In 1994, Ronald Snell of the National Council of State Legislatures (NCSL) considered whether the budget period affects state spending. In particular, he examined evidence summarized in a prior NCSL report and a more recent academic study. The prior NCSL report, which reviewed the Texas A&M research and four additional studies, produced the conclusion that the budget period does not have any clear effect on state spending. Snell added that the more recent study "failed to find strong evidence on either side of the issue" (Annual and Biennial Budgeting: The Experience of State Governments, 1994, p. 8). [Snell's references: Barbara Yondorf, Annual versus Biennial Budgeting: The Arguments, The Evidence, NCLS, 1987; Paula Kearns, "State Budget Periodicity: An Analysis of the Determinants of the Effect on State Spending," unpublished paper, Department of Political Science, Michigan State University.]

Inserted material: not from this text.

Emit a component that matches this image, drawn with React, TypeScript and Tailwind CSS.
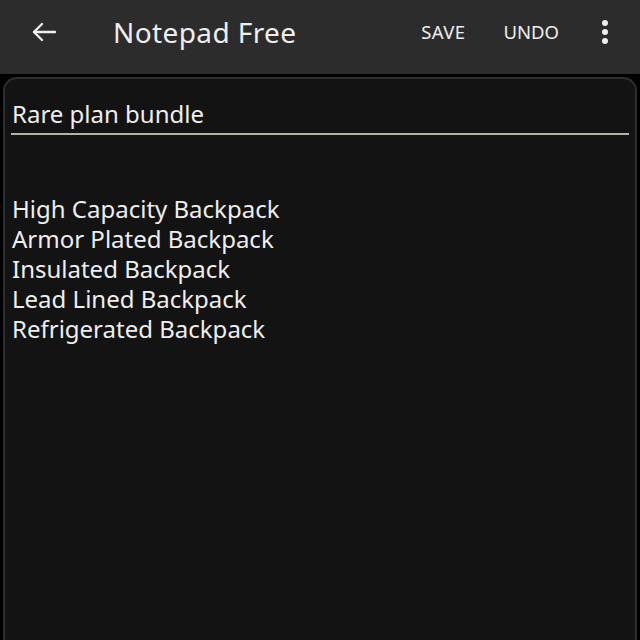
import React from "react";

const items = [
  "High Capacity Backpack",
  "Armor Plated Backpack",
  "Insulated Backpack",
  "Lead Lined Backpack",
  "Refrigerated Backpack",
];

const App: React.FC = () => {
  return (
    <div className="w-[640px] h-[640px] bg-black flex flex-col overflow-hidden font-['Noto_Sans',sans-serif] text-[#eeeeee]">
      {/* Top bar */}
      <div className="h-[74px] bg-[#2c2c2c] flex items-center shrink-0 pb-[10px]">
        <button className="w-[88px] h-full flex items-center justify-center">
          <svg width="26" height="22" viewBox="0 0 26 22" fill="none" stroke="#eeeeee" strokeWidth="2.4" strokeLinecap="round" strokeLinejoin="round">
            <path d="M24 11H3" />
            <path d="M11 3L3 11L11 19" />
          </svg>
        </button>
        <h1 className="ml-[25px] text-[28px] leading-none tracking-[0.4px]">Notepad Free</h1>
        <div className="ml-auto flex items-center">
          <span className="text-[18.5px] tracking-[0.4px] mr-[38px]">SAVE</span>
          <span className="text-[18.5px] mr-[43px]">UNDO</span>
          <div className="flex flex-col gap-[3px] items-center mr-[32px]">
            <span className="w-[6px] h-[6px] rounded-full bg-[#eeeeee]" />
            <span className="w-[6px] h-[6px] rounded-full bg-[#eeeeee]" />
            <span className="w-[6px] h-[6px] rounded-full bg-[#eeeeee]" />
          </div>
        </div>
      </div>

      {/* Note card */}
      <div className="flex-1 mt-[3px] mx-[3px] bg-[#131313] border-2 border-b-0 border-[#2e2e2e] rounded-t-[14px] pl-[6px] pr-[6px] pt-[20px]">
        <div>
          <div className="text-[24px] leading-[30px] px-[1px]">Rare plan bundle</div>
          <div className="h-[2px] bg-[#b4b4a6] mt-[4px]" />
        </div>
        <div className="mt-[59px] px-[1px]">
          {items.map((item) => (
            <div key={item} className="text-[24px] leading-[30px]">
              {item}
            </div>
          ))}
        </div>
      </div>
    </div>
  );
};

export default App;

10. What role do you see the authorization process currently playing in the budget process and do you think that role should change? Do you think changing or strengthening its role would improve the role and condition of programmatic oversight?

I would agree with former Representative Lee Hamilton, who recently argued that oversight is currently underused and its value is often underestimated. The two-stage authorization-appropriation process makes sense only if authorization committees engage aggressively in oversight. Biennial budgeting provides an opportunity for congressional committees to conduct such oversight – and to introduce more long-term thinking into policymaking.

Biennial budgeting enables Congress to make full use of agency performance data required by the Government Performance and Results Act. A legislative session devoted primarily to oversight, evaluation and authorization is consistent with the bipartisan goal of devoting greater attention to measures of program outputs and effectiveness. In short, biennial budgeting is consistent with the goal of making government more efficient.